Every so often Mum would say something that gave us the tiniest glimpse into the past, but we were too young to find out more. I know that Dad had already been in trouble with the law by the time he met Mum, although I’m not sure what for. I believe he had run away from home and had spent some time in borstal for stealing. He always claimed that that spell in borstal was ‘the best time of his life’, as if he was remembering happy school days. I can imagine that was true, because he never liked having responsibility for anything, or taking decisions, or looking after himself. Being locked up in an institution that took care of every decision for him would have suited him perfectly. He was never any good at dealing with money or paying bills or any of the mundane chores that the outside world demands of you. So although we never knew the details of the crime he had committed to be locked up in such a place, we got the impression he was a bit of a tearaway from the start. That certainly wouldn’t have appealed to a disciplined and authoritative military man like Granddad.
Dad said a few things at his trial about how hard his childhood had been, claiming that was why he was the way he was, but the judge didn’t seem to take any notice. Nothing that could have happened to him as a child in the nineteen-fifties could justify what he did that afternoon in January 2002.

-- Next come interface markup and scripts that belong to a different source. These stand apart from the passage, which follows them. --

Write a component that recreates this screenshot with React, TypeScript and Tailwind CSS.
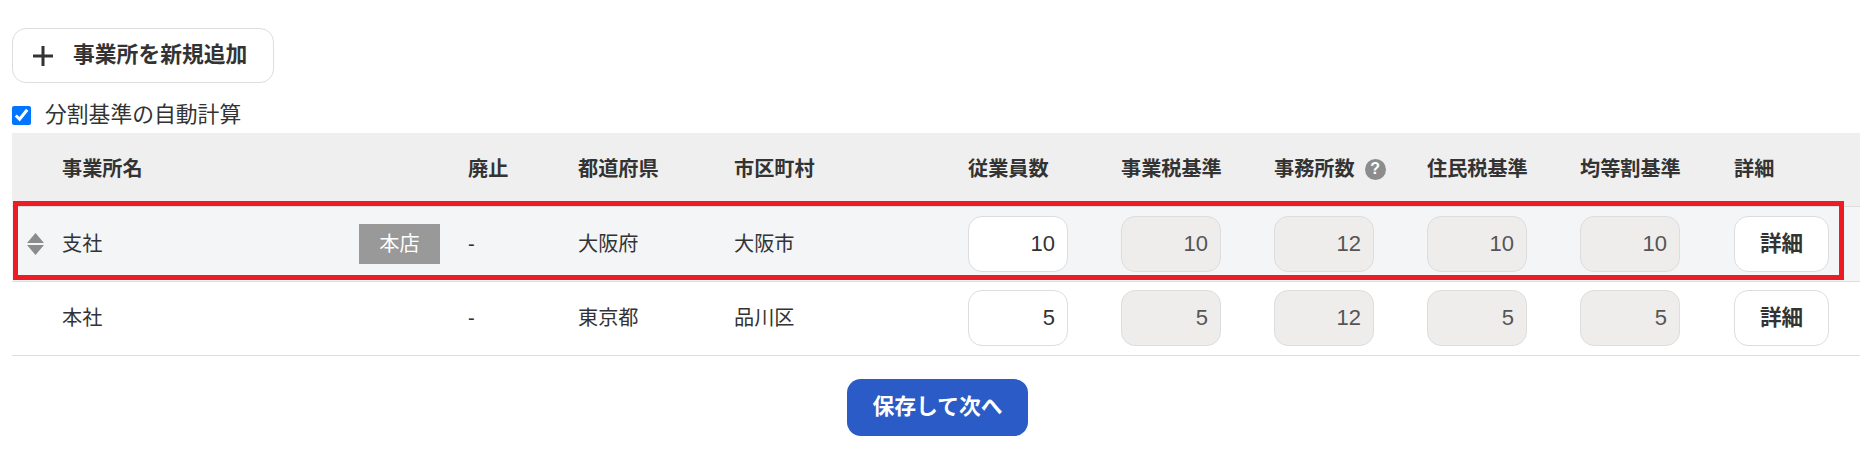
const rowGrid =
  "grid grid-cols-[50px_406px_110px_156px_234px_153px_153px_153px_153px_154px_126px] items-center";

const rows = [
  { name: "支社", head: true, pref: "大阪府", city: "大阪市", staff: "10", tax: "10", offices: "12", resident: "10", equal: "10" },
  { name: "本社", head: false, pref: "東京都", city: "品川区", staff: "5", tax: "5", offices: "12", resident: "5", equal: "5" },
];

function NumberBox({ value, disabled }: { value: string; disabled?: boolean }) {
  return (
    <input
      readOnly
      value={value}
      className={
        "block w-[100px] h-[56px] rounded-[14px] border border-[#dddddd] pr-[12px] text-right text-[22px] outline-none " +
        (disabled ? "bg-[#eeedec] text-[#555555]" : "bg-white text-[#333333]")
      }
    />
  );
}

export default function App() {
  return (
    <div className="h-[467px] w-[1860px] overflow-hidden bg-white pl-[12px] pt-[28px] font-['Liberation_Sans','Noto_Sans_CJK_JP',sans-serif] text-[#333333]">
      <button className="flex h-[55px] w-[262px] items-center rounded-[14px] border border-[#dddddd] bg-white pl-[20px] text-[21.8px] font-bold">
        <svg width="20" height="20" viewBox="0 0 20 20" className="mr-[20px]">
          <path d="M10 0v20M0 10h20" stroke="#333333" strokeWidth="3" fill="none" />
        </svg>
        事業所を新規追加
      </button>

      <label className="mt-[14px] flex h-[36px] items-center text-[21.8px]">
        <input type="checkbox" defaultChecked className="m-0 h-[19px] w-[19px] accent-[#0075ff]" />
        <span className="ml-[14px]">分割基準の自動計算</span>
      </label>

      <div className={rowGrid + " h-[74px] border-b border-[#dddddd] bg-[#efefef] text-[20.16px] font-bold"}>
        <div />
        <div>事業所名</div>
        <div>廃止</div>
        <div>都道府県</div>
        <div>市区町村</div>
        <div>従業員数</div>
        <div>事業税基準</div>
        <div className="flex items-center">
          事務所数
          <span className="ml-[10px] flex h-[21px] w-[21px] items-center justify-center rounded-full bg-[#8c8c8c] text-[16px] text-white">?</span>
        </div>
        <div>住民税基準</div>
        <div>均等割基準</div>
        <div>詳細</div>
      </div>

      {rows.map((row) => (
        <div
          key={row.name}
          className={
            rowGrid +
            " relative border-b border-[#dddddd] text-[20.16px] " +
            (row.head ? "h-[75px] bg-[#f4f5f7]" : "h-[74px] bg-white pb-[1px]")
          }
        >
          <div className="flex pl-[15px]">
            {row.head && (
              <svg width="17" height="22" viewBox="0 0 17 22" fill="#8c8c8c">
                <path d="M8.5 0L17 10H0z" />
                <path d="M0 12h17L8.5 22z" />
              </svg>
            )}
          </div>
          <div className="flex items-center justify-between pr-[28px]">
            <span>{row.name}</span>
            {row.head && (
              <span className="flex h-[40px] w-[81px] items-center justify-center bg-[#999999] text-white">本店</span>
            )}
          </div>
          <div>-</div>
          <div>{row.pref}</div>
          <div>{row.city}</div>
          <NumberBox value={row.staff} />
          <NumberBox value={row.tax} disabled />
          <NumberBox value={row.offices} disabled />
          <NumberBox value={row.resident} disabled />
          <NumberBox value={row.equal} disabled />
          <button className="h-[56px] w-[95px] rounded-[14px] border border-[#dddddd] bg-white text-[21.6px] font-bold">詳細</button>
          {row.head && (
            <div className="pointer-events-none absolute left-[1px] top-[-6px] h-[79px] w-[1831px] border-[5px] border-[#ed1c24]" />
          )}
        </div>
      ))}

      <div className="mt-[23px] flex justify-center pl-[3px]">
        <button className="h-[57px] w-[181px] rounded-[14px] bg-[#2a5bc7] text-[21.8px] font-bold text-white">保存して次へ</button>
      </div>
    </div>
  );
}
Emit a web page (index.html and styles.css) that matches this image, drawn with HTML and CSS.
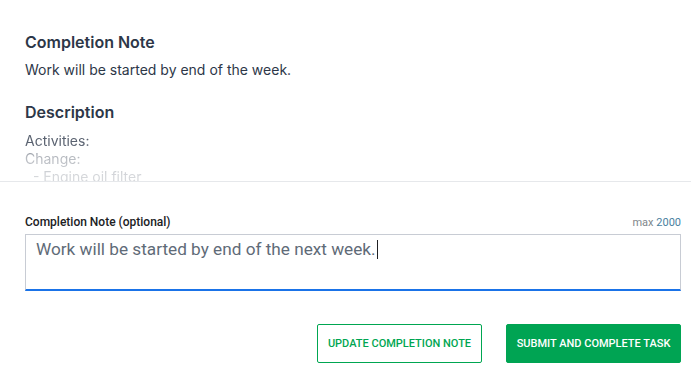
FILE: index.html
```html
<!DOCTYPE html>
<html lang="en">
    <head>
        <meta charset="UTF-8">
        <meta name="viewport" content="width=device-width, initial-scale=1.0">
        <title>Complete Task</title>
        <link rel="stylesheet" href="styles.css">
    </head>

    <body>
        <div class="details">
            <h2 class="section-title">Completion Note</h2>
            <p class="section-text">Work will be started by end of the week.</p>

            <h2 class="section-title description-title">Description</h2>
            <div class="description">
                <div>Activities:</div>
                <div>Change:</div>
                <div>&nbsp; - Engine oil filter</div>
            </div>
        </div>

        <div class="form">
            <div class="form-label">
                <label for="note">Completion Note (optional)</label>
                <span class="max-length">max <span class="max-value">2000</span></span>
            </div>
            <div class="note-input" id="note" contenteditable="true">Work will be started by end of the next week.<span class="caret"></span></div>

            <div class="form-buttons">
                <button class="button button-outline" type="button">Update Completion Note</button>
                <button class="button button-primary" type="button">Submit and Complete Task</button>
            </div>
        </div>
    </body>
</html>
```

FILE: styles.css
```css
body {
    margin: 0;
    background-color: #fff;
    font-family: 'Inter', 'Noto Sans', sans-serif;
    color: #2d3748;
}

.details {
    height: 151px;
    padding: 30px 25px 0;
    overflow: hidden;
    border-bottom: 1px solid #e6e8eb;
}

.section-title {
    margin: 0;
    font-size: 16px;
    font-weight: 600;
    line-height: 24px;
    color: #2d3748;
}

.section-text {
    margin: 6px 0 0;
    font-size: 14px;
    line-height: 20px;
    color: #2d3748;
}

.description-title {
    margin-top: 20px;
}

.description {
    margin-top: 8px;
    font-size: 14px;
    line-height: 18px;
    color: #5a6270;
    -webkit-mask-image: linear-gradient(to bottom, #000 0, #000 12px, rgba(0, 0, 0, 0.45) 24px, rgba(0, 0, 0, 0.25) 44px);
    mask-image: linear-gradient(to bottom, #000 0, #000 12px, rgba(0, 0, 0, 0.45) 24px, rgba(0, 0, 0, 0.25) 44px);
}

.form {
    padding: 32px 10px 0 25px;
    font-family: 'Roboto', 'Liberation Sans', sans-serif;
}

.form-label {
    display: flex;
    justify-content: space-between;
    align-items: baseline;
    margin-bottom: 3px;
    line-height: 16px;
}

.form-label label {
    font-size: 12px;
    font-weight: 500;
    color: #202124;
}

.max-length {
    font-size: 11px;
    color: #80868b;
}

.max-value {
    color: #4a7fa0;
}

.note-input {
    box-sizing: border-box;
    height: 57px;
    padding: 4px 10px;
    border: 1px solid #c8ccd4;
    border-bottom: 2px solid #1a73e8;
    font-size: 17.2px;
    line-height: 21px;
    color: #5f6b78;
    outline: none;
}

.caret {
    display: inline-block;
    width: 1px;
    height: 19px;
    margin-left: 1px;
    vertical-align: -4px;
    background-color: #202124;
}

.form-buttons {
    display: flex;
    justify-content: flex-end;
    gap: 24px;
    margin-top: 33px;
}

.button {
    height: 39px;
    padding: 0;
    border-radius: 2px;
    font-family: 'Roboto', 'Liberation Sans', sans-serif;
    font-size: 11px;
    font-weight: 500;
    text-transform: uppercase;
    white-space: nowrap;
    cursor: pointer;
}

.button-outline {
    width: 165px;
    border: 1px solid #00a651;
    background-color: #fff;
    color: #00a651;
}

.button-primary {
    width: 175px;
    border: 1px solid #00a453;
    background-color: #00a453;
    color: #fff;
}
```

I suspect that even as a girl Mum was always bright and hard-working. I expect she was eager to please Granddad to begin with and that he put pressure on her to do her best at school. She went to university a little bit later than most people, when she was already well into her twenties. She never told us what happened in those intervening years, but once she was set on her life’s course to graduate and become a science teacher, nothing would distract or deter her.